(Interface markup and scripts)
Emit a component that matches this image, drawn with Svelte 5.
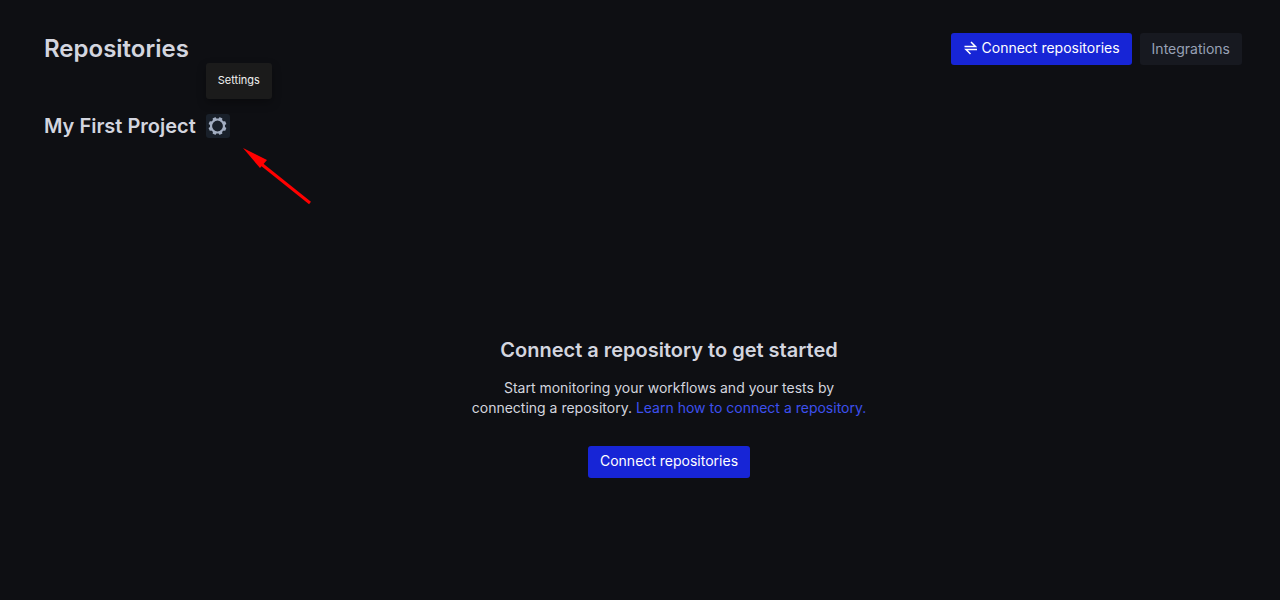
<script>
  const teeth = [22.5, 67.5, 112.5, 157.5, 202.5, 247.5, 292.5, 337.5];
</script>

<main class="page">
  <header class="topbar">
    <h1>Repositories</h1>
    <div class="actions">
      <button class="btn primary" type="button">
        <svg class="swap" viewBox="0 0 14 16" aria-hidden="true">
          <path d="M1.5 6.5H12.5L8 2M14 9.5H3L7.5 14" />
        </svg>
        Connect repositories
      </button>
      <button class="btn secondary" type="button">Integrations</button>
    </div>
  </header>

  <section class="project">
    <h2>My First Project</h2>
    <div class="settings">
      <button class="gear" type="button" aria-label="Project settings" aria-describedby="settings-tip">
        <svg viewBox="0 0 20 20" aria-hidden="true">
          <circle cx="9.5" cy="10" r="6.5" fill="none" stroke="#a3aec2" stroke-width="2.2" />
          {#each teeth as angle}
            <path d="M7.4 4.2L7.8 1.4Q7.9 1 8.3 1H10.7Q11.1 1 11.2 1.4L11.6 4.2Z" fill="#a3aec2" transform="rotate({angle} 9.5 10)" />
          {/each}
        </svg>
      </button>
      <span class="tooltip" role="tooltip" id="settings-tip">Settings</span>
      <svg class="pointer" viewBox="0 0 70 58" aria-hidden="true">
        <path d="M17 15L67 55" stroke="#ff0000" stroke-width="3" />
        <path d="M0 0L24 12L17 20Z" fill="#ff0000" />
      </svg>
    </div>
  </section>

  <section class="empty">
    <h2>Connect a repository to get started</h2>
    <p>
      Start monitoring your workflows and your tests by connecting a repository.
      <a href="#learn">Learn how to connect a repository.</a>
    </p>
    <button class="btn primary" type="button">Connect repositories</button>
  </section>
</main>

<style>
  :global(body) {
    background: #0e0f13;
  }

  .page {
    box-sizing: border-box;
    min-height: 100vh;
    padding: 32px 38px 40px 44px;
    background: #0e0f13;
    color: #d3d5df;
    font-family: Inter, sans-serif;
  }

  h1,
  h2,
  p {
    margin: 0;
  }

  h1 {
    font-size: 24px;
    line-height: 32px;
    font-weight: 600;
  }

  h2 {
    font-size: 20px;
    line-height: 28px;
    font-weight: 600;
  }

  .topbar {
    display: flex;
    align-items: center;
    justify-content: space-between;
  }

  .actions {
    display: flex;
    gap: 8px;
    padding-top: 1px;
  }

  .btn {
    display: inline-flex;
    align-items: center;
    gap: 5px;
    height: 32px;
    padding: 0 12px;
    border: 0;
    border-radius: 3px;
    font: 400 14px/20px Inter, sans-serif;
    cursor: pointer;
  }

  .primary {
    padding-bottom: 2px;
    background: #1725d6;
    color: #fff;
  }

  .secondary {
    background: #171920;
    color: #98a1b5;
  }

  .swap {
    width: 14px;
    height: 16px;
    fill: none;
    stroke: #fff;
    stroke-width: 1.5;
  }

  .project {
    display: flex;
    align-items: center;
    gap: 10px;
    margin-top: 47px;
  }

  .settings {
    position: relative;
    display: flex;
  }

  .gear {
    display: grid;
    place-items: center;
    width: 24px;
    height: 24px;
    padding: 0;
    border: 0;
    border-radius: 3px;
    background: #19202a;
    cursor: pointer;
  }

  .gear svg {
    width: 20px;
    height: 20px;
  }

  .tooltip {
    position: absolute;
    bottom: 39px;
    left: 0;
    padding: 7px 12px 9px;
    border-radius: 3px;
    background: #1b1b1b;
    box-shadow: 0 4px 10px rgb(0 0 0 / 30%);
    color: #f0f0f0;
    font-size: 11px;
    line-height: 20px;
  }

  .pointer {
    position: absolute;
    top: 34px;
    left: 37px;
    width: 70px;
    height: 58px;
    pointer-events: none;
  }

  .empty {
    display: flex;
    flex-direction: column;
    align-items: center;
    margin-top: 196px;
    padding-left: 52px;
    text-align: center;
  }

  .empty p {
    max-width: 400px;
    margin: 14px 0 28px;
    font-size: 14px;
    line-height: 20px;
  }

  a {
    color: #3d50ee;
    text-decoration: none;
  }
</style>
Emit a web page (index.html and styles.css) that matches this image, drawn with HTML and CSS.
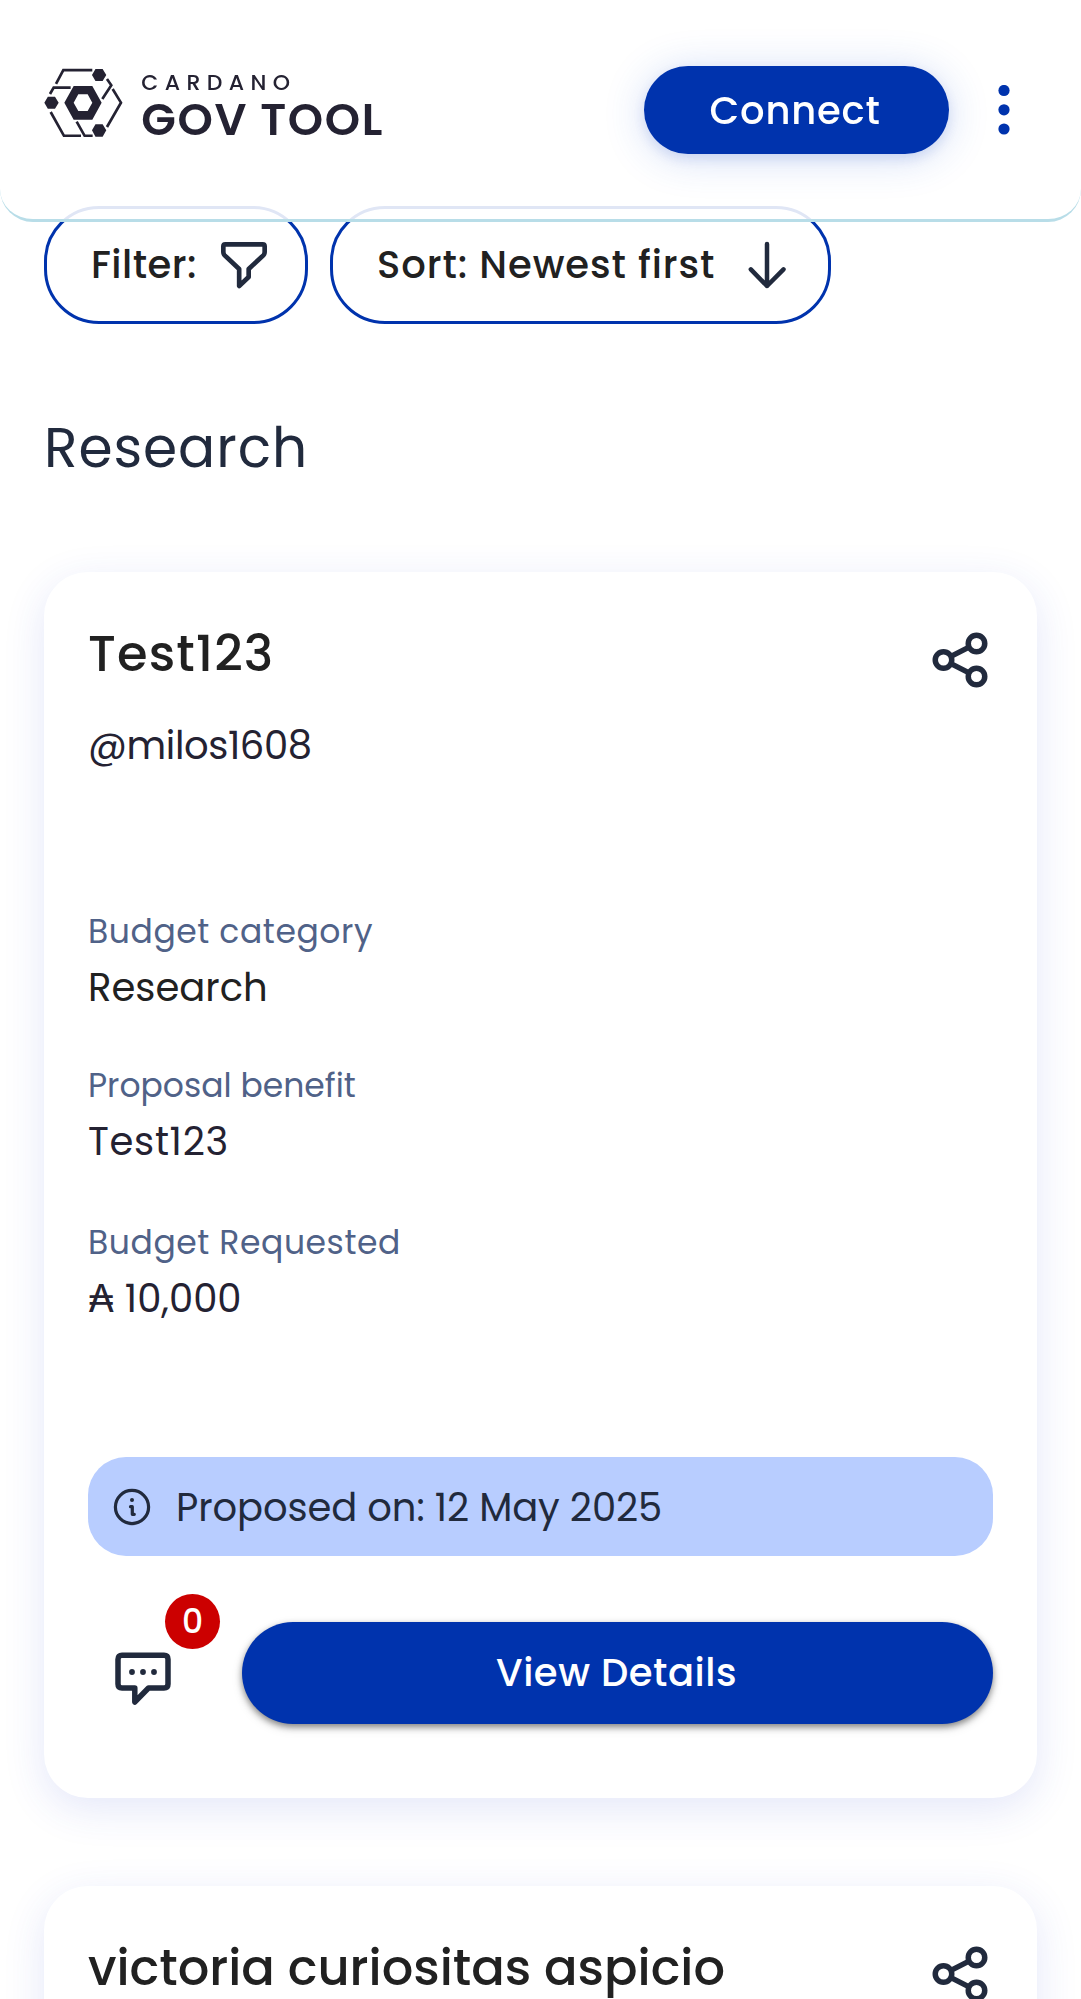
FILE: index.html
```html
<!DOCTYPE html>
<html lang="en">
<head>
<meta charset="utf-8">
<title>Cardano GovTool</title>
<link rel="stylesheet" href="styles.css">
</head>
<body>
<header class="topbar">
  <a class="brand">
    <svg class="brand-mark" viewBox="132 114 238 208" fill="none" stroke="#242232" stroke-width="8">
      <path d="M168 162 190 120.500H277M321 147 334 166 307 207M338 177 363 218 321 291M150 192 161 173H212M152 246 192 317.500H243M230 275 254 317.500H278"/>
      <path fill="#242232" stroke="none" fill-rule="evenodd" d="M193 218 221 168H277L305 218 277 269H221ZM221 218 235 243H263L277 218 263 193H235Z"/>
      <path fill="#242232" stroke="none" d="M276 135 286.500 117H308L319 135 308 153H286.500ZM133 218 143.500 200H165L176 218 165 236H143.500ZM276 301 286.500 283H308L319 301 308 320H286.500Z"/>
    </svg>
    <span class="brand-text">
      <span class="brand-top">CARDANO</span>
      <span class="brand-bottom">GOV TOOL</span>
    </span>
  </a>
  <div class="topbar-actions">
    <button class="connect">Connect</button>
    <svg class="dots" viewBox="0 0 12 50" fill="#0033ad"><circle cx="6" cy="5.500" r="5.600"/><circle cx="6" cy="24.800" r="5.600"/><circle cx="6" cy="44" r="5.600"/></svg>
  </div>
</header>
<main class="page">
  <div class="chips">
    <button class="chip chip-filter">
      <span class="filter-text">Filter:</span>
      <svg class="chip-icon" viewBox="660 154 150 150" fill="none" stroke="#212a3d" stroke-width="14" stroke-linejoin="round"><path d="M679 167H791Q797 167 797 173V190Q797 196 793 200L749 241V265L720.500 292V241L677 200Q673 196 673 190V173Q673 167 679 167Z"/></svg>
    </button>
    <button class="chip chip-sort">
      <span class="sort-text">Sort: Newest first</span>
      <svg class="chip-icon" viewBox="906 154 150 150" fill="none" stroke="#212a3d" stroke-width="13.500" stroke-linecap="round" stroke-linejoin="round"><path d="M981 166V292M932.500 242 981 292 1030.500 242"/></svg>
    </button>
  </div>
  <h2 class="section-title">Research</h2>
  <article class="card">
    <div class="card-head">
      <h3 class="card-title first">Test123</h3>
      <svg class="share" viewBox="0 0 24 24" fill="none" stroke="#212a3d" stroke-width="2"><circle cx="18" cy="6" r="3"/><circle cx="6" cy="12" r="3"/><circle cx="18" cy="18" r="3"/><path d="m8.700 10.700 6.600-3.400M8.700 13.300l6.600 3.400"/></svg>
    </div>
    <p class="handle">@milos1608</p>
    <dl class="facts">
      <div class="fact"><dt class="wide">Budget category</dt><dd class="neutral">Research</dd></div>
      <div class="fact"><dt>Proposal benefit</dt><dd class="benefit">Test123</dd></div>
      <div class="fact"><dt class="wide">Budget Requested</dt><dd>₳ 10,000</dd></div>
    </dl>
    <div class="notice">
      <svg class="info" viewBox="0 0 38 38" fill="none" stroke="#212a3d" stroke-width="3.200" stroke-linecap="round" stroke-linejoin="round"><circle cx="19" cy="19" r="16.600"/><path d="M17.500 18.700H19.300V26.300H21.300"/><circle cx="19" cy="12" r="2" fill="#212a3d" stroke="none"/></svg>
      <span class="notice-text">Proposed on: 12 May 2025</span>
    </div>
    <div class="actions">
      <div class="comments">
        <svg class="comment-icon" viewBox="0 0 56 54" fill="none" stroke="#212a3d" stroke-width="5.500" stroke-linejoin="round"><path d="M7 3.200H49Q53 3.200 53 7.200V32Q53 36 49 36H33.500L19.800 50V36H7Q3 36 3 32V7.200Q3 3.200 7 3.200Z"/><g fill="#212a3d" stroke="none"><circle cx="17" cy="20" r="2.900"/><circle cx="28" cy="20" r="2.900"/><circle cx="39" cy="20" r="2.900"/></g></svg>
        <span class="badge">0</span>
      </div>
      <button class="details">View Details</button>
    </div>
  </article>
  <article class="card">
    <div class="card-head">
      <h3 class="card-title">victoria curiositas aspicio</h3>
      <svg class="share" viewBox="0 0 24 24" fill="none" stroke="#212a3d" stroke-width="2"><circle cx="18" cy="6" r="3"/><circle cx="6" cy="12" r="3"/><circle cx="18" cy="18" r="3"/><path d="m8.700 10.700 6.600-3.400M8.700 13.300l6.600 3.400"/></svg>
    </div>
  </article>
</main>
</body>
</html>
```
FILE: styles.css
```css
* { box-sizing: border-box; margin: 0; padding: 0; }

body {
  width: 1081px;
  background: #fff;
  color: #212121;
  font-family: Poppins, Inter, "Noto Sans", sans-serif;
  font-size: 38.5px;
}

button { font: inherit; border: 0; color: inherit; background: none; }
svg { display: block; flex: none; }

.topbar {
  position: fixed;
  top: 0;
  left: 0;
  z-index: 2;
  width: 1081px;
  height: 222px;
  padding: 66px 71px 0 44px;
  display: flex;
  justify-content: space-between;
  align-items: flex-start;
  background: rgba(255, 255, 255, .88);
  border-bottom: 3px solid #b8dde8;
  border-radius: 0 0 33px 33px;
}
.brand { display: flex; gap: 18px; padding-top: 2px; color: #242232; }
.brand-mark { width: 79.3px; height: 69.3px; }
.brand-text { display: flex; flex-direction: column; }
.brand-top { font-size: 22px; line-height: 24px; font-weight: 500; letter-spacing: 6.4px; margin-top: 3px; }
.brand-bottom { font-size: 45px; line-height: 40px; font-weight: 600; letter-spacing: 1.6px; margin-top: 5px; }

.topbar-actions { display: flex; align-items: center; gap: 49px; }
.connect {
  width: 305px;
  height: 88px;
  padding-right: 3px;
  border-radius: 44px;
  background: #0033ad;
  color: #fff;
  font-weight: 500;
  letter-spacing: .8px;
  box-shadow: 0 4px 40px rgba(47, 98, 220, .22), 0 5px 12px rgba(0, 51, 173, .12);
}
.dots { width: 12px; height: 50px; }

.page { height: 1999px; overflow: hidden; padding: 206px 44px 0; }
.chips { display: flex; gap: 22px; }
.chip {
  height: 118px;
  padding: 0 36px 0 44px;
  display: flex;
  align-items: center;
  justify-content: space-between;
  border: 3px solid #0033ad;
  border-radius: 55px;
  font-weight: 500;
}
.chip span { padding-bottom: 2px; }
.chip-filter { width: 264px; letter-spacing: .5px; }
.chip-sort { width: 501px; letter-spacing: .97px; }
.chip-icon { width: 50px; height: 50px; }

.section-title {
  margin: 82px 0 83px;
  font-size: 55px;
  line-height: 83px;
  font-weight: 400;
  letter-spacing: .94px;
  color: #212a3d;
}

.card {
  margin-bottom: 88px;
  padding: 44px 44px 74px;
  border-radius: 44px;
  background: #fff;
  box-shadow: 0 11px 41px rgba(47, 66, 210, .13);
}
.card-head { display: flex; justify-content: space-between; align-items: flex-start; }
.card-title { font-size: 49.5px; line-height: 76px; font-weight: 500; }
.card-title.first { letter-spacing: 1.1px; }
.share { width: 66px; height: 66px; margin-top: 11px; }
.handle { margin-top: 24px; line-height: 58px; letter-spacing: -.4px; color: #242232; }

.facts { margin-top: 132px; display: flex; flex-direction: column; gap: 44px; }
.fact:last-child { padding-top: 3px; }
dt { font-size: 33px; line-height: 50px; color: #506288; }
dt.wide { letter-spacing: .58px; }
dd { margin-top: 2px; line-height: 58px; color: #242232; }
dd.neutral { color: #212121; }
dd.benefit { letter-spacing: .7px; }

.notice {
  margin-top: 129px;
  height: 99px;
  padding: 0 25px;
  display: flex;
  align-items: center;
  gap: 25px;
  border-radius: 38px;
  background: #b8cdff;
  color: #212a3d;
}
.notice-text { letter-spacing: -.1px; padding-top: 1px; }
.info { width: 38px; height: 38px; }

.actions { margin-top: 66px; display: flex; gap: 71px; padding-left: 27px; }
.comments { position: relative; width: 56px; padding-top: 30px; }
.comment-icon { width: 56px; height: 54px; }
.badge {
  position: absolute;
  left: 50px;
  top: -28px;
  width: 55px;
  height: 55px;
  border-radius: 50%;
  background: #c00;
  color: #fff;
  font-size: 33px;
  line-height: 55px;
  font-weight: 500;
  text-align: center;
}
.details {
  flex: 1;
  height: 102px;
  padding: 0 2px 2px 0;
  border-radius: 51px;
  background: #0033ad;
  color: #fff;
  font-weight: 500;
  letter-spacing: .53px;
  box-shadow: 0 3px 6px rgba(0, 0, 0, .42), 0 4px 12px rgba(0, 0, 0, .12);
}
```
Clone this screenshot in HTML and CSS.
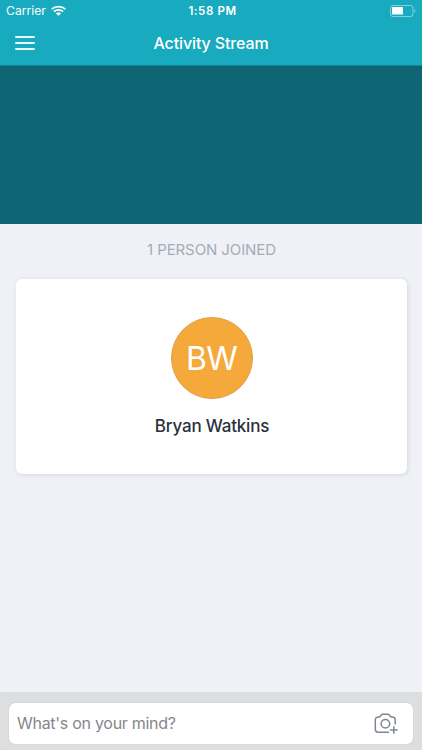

● **Task details**
Whichever lines contain the string "styles", select and copy them.

● **Output for this exercise**
Emit a web page (index.html and styles.css) that matches this image, drawn with HTML and CSS.
<link rel="stylesheet" href="styles.css">
FILE: styles.css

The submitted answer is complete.